Les multiples travailleurs de la route (chauffeurs, coursier, commis, dispatcher de transports) font particulièrement part de la précarité de leurs conditions de travail : l’État ne fait rien pour améliorer un tant soit peu les installations et voies publiques, il est seulement visible à travers sa police rongée par la corruption. Un jeune fouillant dans les décharges se demande ainsi "pourquoi la police ne nous laisse pas exploiter les opportunités que nous offrent les ordures ?" (p.15).
Selon les habitants, la violence omniprésente entraîne une violence réactive de la part de la police ou de la Justice populaire, on entre alors dans la dynamique d’un cercle vicieux.
La détresse à Dakar est polymorphe, et pousse ses victimes dans les rues. L’exiguïté et le délabrement des logements entraînent une promiscuité malsaine des habitants. Le manque d’écoles et l’absence des parents laissent des enfants livrés à eux-même, qui ne reconnaissent pas d’autorité. On trouve dans les rues de nombreux enfants mendiants, souvent de jeunes ruraux dont la famille est en difficulté ou disparue. Les enfants mendient sur les instances de leurs parents ou bien des marchands et des imams qui leur font souvent office de tuteurs. La rue est aussi peuplée d’une foule de cireurs, de rabatteurs pour les transports automobiles, de récupérateurs d’ordures…
Ils extériorisent la violence par la lutte, le rap, et la drogue. La marijuana est très répandue, et la "colle" ou autres solvants permet de se "défoncer" avant de commettre des larcins.
Face à cet état de fait, les habitants ont pris des initiatives tendant à une amélioration de la situation. Des structures associatives abritent des services de soutien scolaire de micro-crédit, des activités culturelles et sportives, des comités de vigilance populaire, des aides sociales. Toutefois, il resterait à développer dans un premier temps des politiques d’assainissement, une coopération entre les habitants et l’État en matière de sécurité, procéder à des élections locales de chefs de quartier.
Mais la résolution durable du problème ne peut faire l’épargne de réformes structurelles. Il faut œuvrer au développement d’une économie plus saine, officielle, et profitant à tous. L’institutionnalisation de l’économie informelle, le développement du micro-crédit et l’accompagnement étatique des initiatives de développement local doivent permettre de faciliter l’accès au revenu par le plus grand nombre.

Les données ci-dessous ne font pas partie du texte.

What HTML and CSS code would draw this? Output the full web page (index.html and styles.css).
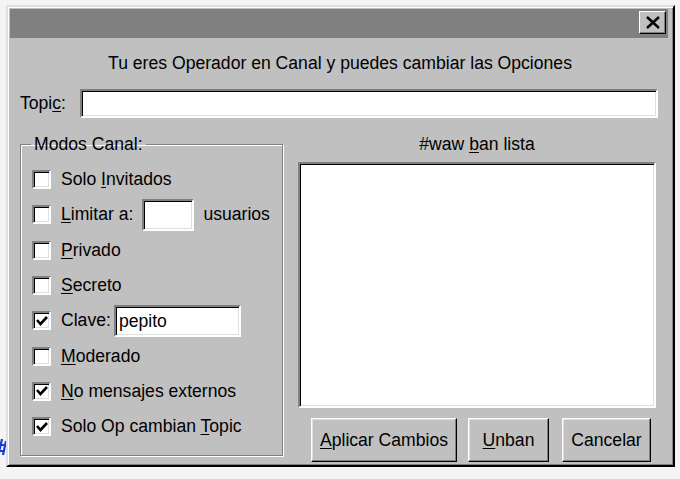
FILE: index.html
```html
<!DOCTYPE html>
<html lang="es">
<head>
	<meta charset="UTF-8">
	<title>Opciones de Canal</title>
	<link rel="stylesheet" href="styles.css">
</head>
<body>
<svg class="stray" width="8" height="18" viewBox="0 0 8 18"><path d="M4 0 L0 18 M8 2 L5 16 M0 6 L8 6 M0 12 L7 12" stroke="#1a3cd8" stroke-width="2.2" fill="none"/></svg>
<div class="window">
	<div class="titlebar">
		<div class="closebtn">
			<svg width="14" height="13" viewBox="0 0 14 13"><path d="M1 1 L13 12 M13 1 L1 12" stroke="#000" stroke-width="2.4" fill="none"/></svg>
		</div>
	</div>
	<div class="content">
		<div class="heading">Tu eres Operador en Canal y puedes cambiar las Opciones</div>
		<div class="topicrow">
			<span class="topiclabel">Topi<u>c</u>:</span>
			<div class="field topicfield"></div>
		</div>
		<div class="main">
			<fieldset class="group">
				<legend>Modos Canal:</legend>
				<div class="opt"><span class="chk"></span><span>Solo <u>I</u>nvitados</span></div>
				<div class="opt"><span class="chk"></span><span><u>L</u>imitar a:</span><div class="field limitfield"></div><span class="usuarios">usuarios</span></div>
				<div class="opt"><span class="chk"></span><span><u>P</u>rivado</span></div>
				<div class="opt"><span class="chk"></span><span><u>S</u>ecreto</span></div>
				<div class="opt"><span class="chk on"><svg width="14" height="14" viewBox="0 0 14 14"><path d="M2 6 L5.5 10 L12 3" stroke="#000" stroke-width="2.6" fill="none"/></svg></span><span>Clave:</span><div class="field clavefield">pepito</div></div>
				<div class="opt"><span class="chk"></span><span><u>M</u>oderado</span></div>
				<div class="opt"><span class="chk on"><svg width="14" height="14" viewBox="0 0 14 14"><path d="M2 6 L5.5 10 L12 3" stroke="#000" stroke-width="2.6" fill="none"/></svg></span><span><u>N</u>o mensajes externos</span></div>
				<div class="opt"><span class="chk on"><svg width="14" height="14" viewBox="0 0 14 14"><path d="M2 6 L5.5 10 L12 3" stroke="#000" stroke-width="2.6" fill="none"/></svg></span><span>Solo Op cambian <u>T</u>opic</span></div>
			</fieldset>
			<div class="banpanel">
				<div class="banlabel">#waw <u>b</u>an lista</div>
				<div class="field banlist"></div>
				<div class="buttons">
					<div class="btn btn-apply"><span><u>A</u>plicar Cambios</span></div>
					<div class="btn btn-unban"><span><u>U</u>nban</span></div>
					<div class="btn btn-cancel"><span>Cancelar</span></div>
				</div>
			</div>
		</div>
	</div>
</div>
</body>
</html>
```

FILE: styles.css
```css
*{
	margin: 0;
	padding: 0;
	box-sizing: border-box;
}
body{background:#f4f4f4; font-family:"Liberation Sans", Arial, sans-serif; font-size:17.6px; color:#000; position:relative; overflow:hidden; height:479px;}
u{text-decoration:underline; text-underline-offset:2px;}

.stray{position:absolute; left:-2px; top:439px;}

.window{margin:5px 0 0 6px; width:669px; height:462px; padding:2px; background:#c0c0c0; border:2px solid; border-color:#dfdfdf #000 #000 #dfdfdf; box-shadow:inset 1px 1px 0 #fff, inset -1px -1px 0 #808080;}
.titlebar{height:29px; margin-right:3px; background:#808080; display:flex; justify-content:flex-end; align-items:flex-start; padding:2px 2px 0 0;}
.closebtn{width:27px; height:23px; background:#c0c0c0; border:1px solid; border-color:#fff #000 #000 #fff; box-shadow:inset -1px -1px 0 #808080; display:flex; align-items:center; justify-content:center;}

.content{padding:0 13px 0 10px;}
.heading{height:50px; display:flex; align-items:center; justify-content:center; padding-left:2px;}

.topicrow{display:flex; align-items:center; height:29px; margin-top:1px;}
.topiclabel{width:60px;}
.field{background:#fff; border:2px solid; border-color:#808080 #fff #fff #808080; box-shadow:inset 1px 1px 0 #000, inset -1px -1px 0 #dfdfdf;}
.topicfield{width:578px; height:29px;}

.main{display:flex; gap:15px; margin-top:17px;}
.group{width:263px; height:321px; border:1px solid #808080; box-shadow:1px 1px 0 #fff, inset 1px 1px 0 #fff; padding:9px 0 0 11px;}
.group legend{padding:0 3px; margin-left:-1px; line-height:18px;}

.opt{height:35.3px; display:flex; align-items:center; gap:10px;}
.chk{width:19px; height:19px; flex:none; background:#fff; border:2px solid; border-color:#808080 #fff #fff #808080; box-shadow:inset 1px 1px 0 #000, inset -1px -1px 0 #dfdfdf; display:flex; align-items:center; justify-content:center;}
.limitfield{width:52px; height:32px; margin-left:-1px;}
.usuarios{margin-left:-1px;}
.clavefield{width:127px; height:32px; margin-left:-7px; padding:4px 0 0 3px;}

.banpanel{width:358px; display:flex; flex-direction:column;}
.banlabel{height:18px; line-height:18px; text-align:center; margin-bottom:9px;}
.banlist{height:246px;}
.buttons{display:flex; margin-top:10px; padding-left:13px;}
.btn{height:44px; background:#c0c0c0; border:1px solid; border-color:#fff #000 #000 #fff; box-shadow:inset -1px -1px 0 #808080, inset 1px 1px 0 #dfdfdf; display:flex; align-items:center; justify-content:center;}
.btn-apply{width:146px;}
.btn-unban{width:81px; margin-left:11px;}
.btn-cancel{width:89px; margin-left:13px;}
```
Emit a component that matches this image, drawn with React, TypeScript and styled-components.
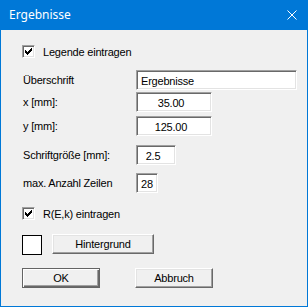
import React from "react";
import styled, { createGlobalStyle, css } from "styled-components";

const GlobalStyle = createGlobalStyle`
  html, body { margin: 0; padding: 0; background: #ffffff; }
  * { box-sizing: border-box; }
`;

const Window = styled.div`
  width: 308px;
  height: 307px;
  border: 1px solid #0078d7;
  border-top: none;
  background: #f0f0f0;
  display: flex;
  flex-direction: column;
  font-family: "Liberation Sans", Arial, sans-serif;
  font-size: 11px;
  letter-spacing: -0.2px;
  color: #000;
`;

const TitleBar = styled.div`
  height: 30px;
  margin: 0 -1px;
  background: #0078d7;
  color: #fff;
  display: flex;
  align-items: center;
  justify-content: space-between;
  padding: 0 11px 1px 9px;
  font-family: "Noto Sans", "Open Sans", sans-serif;
  font-size: 12px;
  letter-spacing: 0;
`;

const Body = styled.div`
  display: flex;
  flex-direction: column;
  padding: 15px 0 0 21px;
`;

const CheckRow = styled.label<{ $top: number }>`
  display: flex;
  align-items: center;
  gap: 8px;
  height: 13px;
  margin-top: ${(p) => p.$top}px;
`;

const CheckBox = styled.span`
  width: 13px;
  height: 13px;
  background: #fff;
  border: 1px solid;
  border-color: #a0a0a0 #fff #fff #a0a0a0;
  box-shadow: inset 1px 1px #696969, inset -1px -1px #e3e3e3;
  display: flex;
  align-items: center;
  justify-content: center;
`;

const FieldRow = styled.div<{ $top: number }>`
  display: flex;
  align-items: center;
  height: 20px;
  margin-top: ${(p) => p.$top}px;
`;

const Label = styled.span`
  width: 114px;
  padding-left: 1px;
  white-space: nowrap;
`;

const Field = styled.input<{ $w: number; $center?: boolean; $pr?: number }>`
  width: ${(p) => p.$w}px;
  height: 20px;
  margin: 0;
  background: #fff;
  border: 1px solid;
  border-color: #a0a0a0 #fff #fff #a0a0a0;
  box-shadow: inset 1px 1px #696969, inset -1px -1px #e3e3e3;
  font: inherit;
  letter-spacing: inherit;
  color: #000;
  outline: none;
  padding: 1px ${(p) => p.$pr ?? 2}px 0 4px;
  text-align: ${(p) => (p.$center ? "center" : "left")};
`;

const ButtonRow = styled.div<{ $top: number; $gap: number }>`
  display: flex;
  align-items: flex-start;
  gap: ${(p) => p.$gap}px;
  margin-top: ${(p) => p.$top}px;
`;

const Swatch = styled.div`
  width: 20px;
  height: 20px;
  margin-top: 1px;
  background: #fff;
  border: 1px solid #000;
`;

const Button = styled.button<{ $w: number; $default?: boolean }>`
  width: ${(p) => p.$w}px;
  height: 20px;
  margin: 0;
  padding: 0 0 1px;
  background: #f0f0f0;
  font: inherit;
  letter-spacing: inherit;
  color: #000;
  border: 1px solid;
  border-color: #fff #696969 #696969 #fff;
  box-shadow: inset -1px -1px #a0a0a0, inset 1px 1px #e3e3e3;
  ${(p) =>
    p.$default &&
    css`
      border-color: #646464;
      box-shadow: inset 1px 1px #fff, inset -1px -1px #696969,
        inset -2px -2px #a0a0a0;
    `}
`;

const CloseIcon = () => (
  <svg width="10" height="10" viewBox="0 0 10 10">
    <path d="M0.5 0.5 L9.5 9.5 M9.5 0.5 L0.5 9.5" stroke="#fff" strokeWidth="1" />
  </svg>
);

const Check = () => (
  <svg width="7" height="7" viewBox="0 0 7 7" shapeRendering="crispEdges">
    <rect x="6" y="0" width="1" height="1" fill="#000" />
    <rect x="5" y="1" width="2" height="1" fill="#000" />
    <rect x="0" y="2" width="1" height="1" fill="#000" />
    <rect x="4" y="2" width="3" height="1" fill="#000" />
    <rect x="0" y="3" width="2" height="1" fill="#000" />
    <rect x="3" y="3" width="3" height="1" fill="#000" />
    <rect x="0" y="4" width="5" height="1" fill="#000" />
    <rect x="1" y="5" width="3" height="1" fill="#000" />
    <rect x="2" y="6" width="1" height="1" fill="#000" />
  </svg>
);

export default function App() {
  return (
    <>
      <GlobalStyle />
      <Window>
        <TitleBar>
          <span>Ergebnisse</span>
          <CloseIcon />
        </TitleBar>
        <Body>
          <CheckRow $top={0}>
            <CheckBox>
              <Check />
            </CheckBox>
            <span>Legende eintragen</span>
          </CheckRow>
          <FieldRow $top={12}>
            <Label>Überschrift</Label>
            <Field $w={161} readOnly defaultValue="Ergebnisse" />
          </FieldRow>
          <FieldRow $top={2}>
            <Label>x [mm]:</Label>
            <Field $w={76} $center $pr={10} readOnly defaultValue="35.00" />
          </FieldRow>
          <FieldRow $top={4}>
            <Label>y [mm]:</Label>
            <Field $w={76} $center $pr={10} readOnly defaultValue="125.00" />
          </FieldRow>
          <FieldRow $top={9}>
            <Label>Schriftgröße [mm]:</Label>
            <Field $w={40} $center $pr={10} readOnly defaultValue="2.5" />
          </FieldRow>
          <FieldRow $top={8}>
            <Label>max. Anzahl Zeilen</Label>
            <Field $w={22} readOnly defaultValue="28" />
          </FieldRow>
          <CheckRow $top={14}>
            <CheckBox>
              <Check />
            </CheckBox>
            <span>R(E,k) eintragen</span>
          </CheckRow>
          <ButtonRow $top={14} $gap={10}>
            <Swatch />
            <Button $w={102}>Hintergrund</Button>
          </ButtonRow>
          <ButtonRow $top={13} $gap={35}>
            <Button $w={78} $default>
              OK
            </Button>
            <Button $w={78}>Abbruch</Button>
          </ButtonRow>
        </Body>
      </Window>
    </>
  );
}
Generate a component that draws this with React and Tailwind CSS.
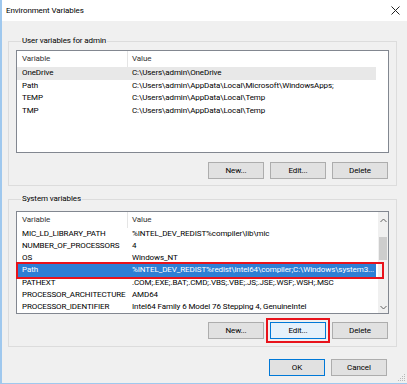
import React from 'react';

const font = { fontFamily: 'Roboto, "Noto Sans", sans-serif' };

const userVars = [
  ['OneDrive', 'C:\\Users\\admin\\OneDrive'],
  ['Path', 'C:\\Users\\admin\\AppData\\Local\\Microsoft\\WindowsApps;'],
  ['TEMP', 'C:\\Users\\admin\\AppData\\Local\\Temp'],
  ['TMP', 'C:\\Users\\admin\\AppData\\Local\\Temp'],
];

const systemVars = [
  ['MIC_LD_LIBRARY_PATH', '%INTEL_DEV_REDIST%compiler\\lib\\mic'],
  ['NUMBER_OF_PROCESSORS', '4'],
  ['OS', 'Windows_NT'],
  ['Path', '%INTEL_DEV_REDIST%redist\\intel64\\compiler;C:\\Windows\\system3...'],
  ['PATHEXT', '.COM;.EXE;.BAT;.CMD;.VBS;.VBE;.JS;.JSE;.WSF;.WSH;.MSC'],
  ['PROCESSOR_ARCHITECTURE', 'AMD64'],
  ['PROCESSOR_IDENTIFIER', 'Intel64 Family 6 Model 76 Stepping 4, GenuineIntel'],
];

function Btn({ children, focused, defaultBtn, marked }) {
  let cls = 'w-[56px] h-[17px] flex items-center justify-center border text-[8px] tracking-[-0.1px] text-black ';
  if (focused) cls += 'bg-[#e5f1fb] border-[#0078d7] ';
  else if (defaultBtn) cls += 'bg-[#e1e1e1] border-[#0078d7] ';
  else cls += 'bg-[#e1e1e1] border-[#adadad] ';
  if (marked) cls += 'outline-2 outline-offset-2 outline-[#e8131b] ';
  return <div className={cls}>{children}</div>;
}

function Row({ name, value, selected, hover, marked }) {
  let cls = 'relative flex items-center h-[12.5px] w-[359px] text-[8px] tracking-[-0.1px] leading-none whitespace-nowrap ';
  if (selected) cls += 'bg-[#2d7fd5] text-white ';
  else if (hover) cls += 'bg-[#e8e8e8] text-black ';
  else cls += 'text-black ';
  return (
    <div className={cls}>
      <div className="w-[111px] pl-[5px] overflow-hidden">{name}</div>
      <div className="flex-1 pl-[4px] overflow-hidden">{value}</div>
      {marked && (
        <div className="absolute left-[-1px] top-[-2px] w-[368px] h-[17px] border-2 border-[#e8131b]" />
      )}
    </div>
  );
}

function Header() {
  return (
    <div className="flex h-[16px] w-[359px] items-center text-[8px] tracking-[-0.1px] text-[#333] shrink-0">
      <div className="w-[111px] pl-[5px] h-full flex items-center border-r border-[#e5e5e5]">Variable</div>
      <div className="pl-[4px]">Value</div>
    </div>
  );
}

function Scrollbar() {
  return (
    <div className="w-[10px] h-full bg-[#f0f0f0] flex flex-col items-center">
      <div className="h-[16px] flex items-center justify-center">
        <svg width="7" height="5" viewBox="0 0 7 5"><path d="M0.5 4 L3.5 1 L6.5 4" fill="none" stroke="#606060" strokeWidth="1" /></svg>
      </div>
      <div className="mt-[9px] w-[8px] h-[23px] bg-[#cdcdcd]" />
      <div className="flex-1" />
      <div className="h-[12px] flex items-center justify-center">
        <svg width="7" height="5" viewBox="0 0 7 5"><path d="M0.5 1 L3.5 4 L6.5 1" fill="none" stroke="#606060" strokeWidth="1" /></svg>
      </div>
    </div>
  );
}

export default function App() {
  return (
    <div
      className="w-[407px] h-[384px] overflow-hidden bg-[#f0f0f0] border-l-2 border-b border-[#9fc8ee] flex flex-col relative"
      style={font}
    >
      {/* Title bar */}
      <div className="h-[21px] bg-white flex items-center justify-between pl-[4px] pr-[7px] shrink-0">
        <span className="text-[8px] tracking-[-0.1px] text-black">Environment Variables</span>
        <svg width="9" height="9" viewBox="0 0 9 9">
          <path d="M0.5 0.5 L8.5 8.5 M8.5 0.5 L0.5 8.5" stroke="#222" strokeWidth="1" />
        </svg>
      </div>

      {/* User variables group */}
      <fieldset className="ml-[6px] w-[389px] mt-[14px] border border-[#dcdcdc] px-[7px] pb-[6px]">
        <legend className="ml-[5px] px-[1px] text-[8px] tracking-[-0.1px] leading-[12px] text-black">User variables for admin</legend>
        <div className="mt-[3px] h-[103px] bg-white border border-[#828790] flex flex-col">
          <Header />
          {userVars.map(([n, v], i) => (
            <Row key={n} name={n} value={v} hover={i === 0} />
          ))}
        </div>
        <div className="mt-[9px] flex justify-end gap-[6px] pr-[1px]">
          <Btn>New...</Btn>
          <Btn>Edit...</Btn>
          <Btn>Delete</Btn>
        </div>
      </fieldset>

      {/* System variables group */}
      <fieldset className="ml-[6px] w-[389px] mt-[7px] border border-[#dcdcdc] px-[7px] pb-[7px]">
        <legend className="ml-[5px] px-[1px] text-[8px] tracking-[-0.1px] leading-[12px] text-black">System variables</legend>
        <div className="mt-[6px] h-[103px] bg-white border border-[#828790] flex">
          <div className="flex-1 flex flex-col">
            <Header />
            {systemVars.map(([n, v]) => (
              <Row key={n} name={n} value={v} selected={n === 'Path'} marked={n === 'Path'} />
            ))}
          </div>
          <Scrollbar />
        </div>
        <div className="mt-[8px] flex justify-end gap-[6px] pr-[1px]">
          <Btn>New...</Btn>
          <Btn focused marked>Edit...</Btn>
          <Btn>Delete</Btn>
        </div>
      </fieldset>

      {/* Dialog buttons */}
      <div className="mt-[12px] flex justify-end gap-[6px] pr-[20px]">
        <Btn defaultBtn>OK</Btn>
        <Btn>Cancel</Btn>
      </div>

      {/* Resize grip */}
      <svg className="absolute right-[1px] bottom-[1px]" width="8" height="8" viewBox="0 0 8 8">
        <g fill="#b8b8b8">
          <rect x="6" y="0" width="1" height="1" />
          <rect x="4" y="2" width="1" height="1" />
          <rect x="6" y="2" width="1" height="1" />
          <rect x="2" y="4" width="1" height="1" />
          <rect x="4" y="4" width="1" height="1" />
          <rect x="6" y="4" width="1" height="1" />
          <rect x="0" y="6" width="1" height="1" />
          <rect x="2" y="6" width="1" height="1" />
          <rect x="4" y="6" width="1" height="1" />
          <rect x="6" y="6" width="1" height="1" />
        </g>
      </svg>
    </div>
  );
}
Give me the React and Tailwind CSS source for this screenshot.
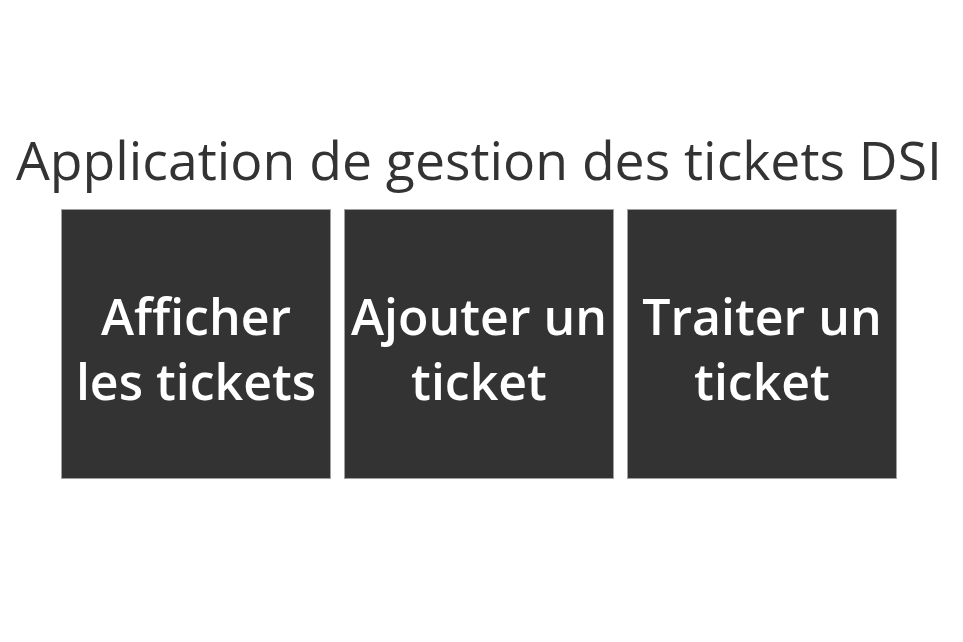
export default function App() {
  const items = ['Afficher les tickets', 'Ajouter un ticket', 'Traiter un ticket']
  return (
    <div className="min-h-screen bg-white font-['Open_Sans',sans-serif] text-[#333333]">
      <div className="flex flex-col items-center pt-[128px] pr-[5px]">
        <h1 className="text-[53.5px] leading-[64px] whitespace-nowrap">
          Application de gestion des tickets DSI
        </h1>
        <div className="mt-[17px] flex gap-[13px]">
          {items.map((label) => (
            <div
              key={label}
              className="flex h-[270px] w-[270px] items-center justify-center border border-[#a0a0a0] bg-[#333333] px-0 pt-[9px] text-center text-[50px] font-semibold leading-[65px] text-white"
            >
              {label}
            </div>
          ))}
        </div>
      </div>
    </div>
  )
}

Une approche culturelle et sociale doit envisager les différents référents des ex-ruraux et des urbains, des diverses communautés et religions, afin d’endiguer la segmentation sociale. Le particularisme villageois ou communautaire doit céder la place une métaculture en constitution. La désagrégation des cellules sociales traditionnelles entraîne des regroupements en bandes ou en communautés aboutissant à un cloisonnement des catégories d’acteurs les uns par rapport aux autres, les empêchant de répondre d’une seule voix au problème. Il s’agit de faire la promotion d’une "inter-culturalité positive".
L’autorité judiciaire, policière et civile doit être légitime, et ainsi impulser une éradication globale des relations dominants-dominés.
Commentaire
L’étude ici résumée se conclut par une brillante mise en perspective du problème, une réflexion globalisante et généraliste mettant en évidence les similitudes du problème sur divers continents. Ainsi, ce travail géographiquement restreint, ciblant ses sources sur la parole des acteurs de la zone permet d’avoir une vision particulière et vivante d’un problème général et actuel. C’est là l’intérêt majeur de l’enquête. Les solutions concrètes proposées (comme les clubs de lutte) ne sont bien sûr pas exportables, mais résolvent des difficultés éprouvées quant à elles partout dans le monde : la pauvreté, la mésestime de soi, et la fragmentation sociale. Le lecteur intéressé par le problème, où qu’il se trouve, établira des parallèles avec sa propre expérience de la violence urbaine à la lecture de cette étude monographique. Le livre présente donc à divers égards un grand intérêt : il propose des solutions pratiques face à la situation dramatique d’une grande ville Africaine, et permet de mettre en perspective un problème qui concerne tout le monde, de près ou de loin.
Toutefois, la lecture est parfois gênée par la multiplicité des "coquilles" et fautes d’orthographe, ainsi que par un style parfois un peu attendu. Sur le fond, le livre pèche par une approche trop schématique du problème : la violence serait une fatalité en réaction aux abus des superstructures. Il ressort de cela que les acteurs de la violence urbaine sont posés en victime, agissant par une naturelle rébellion contre "le système qui oppresse", ce qui aboutit à leur déresponsabilisation. Or, l’objectif initial affiché était au contraire clairement de les impliquer.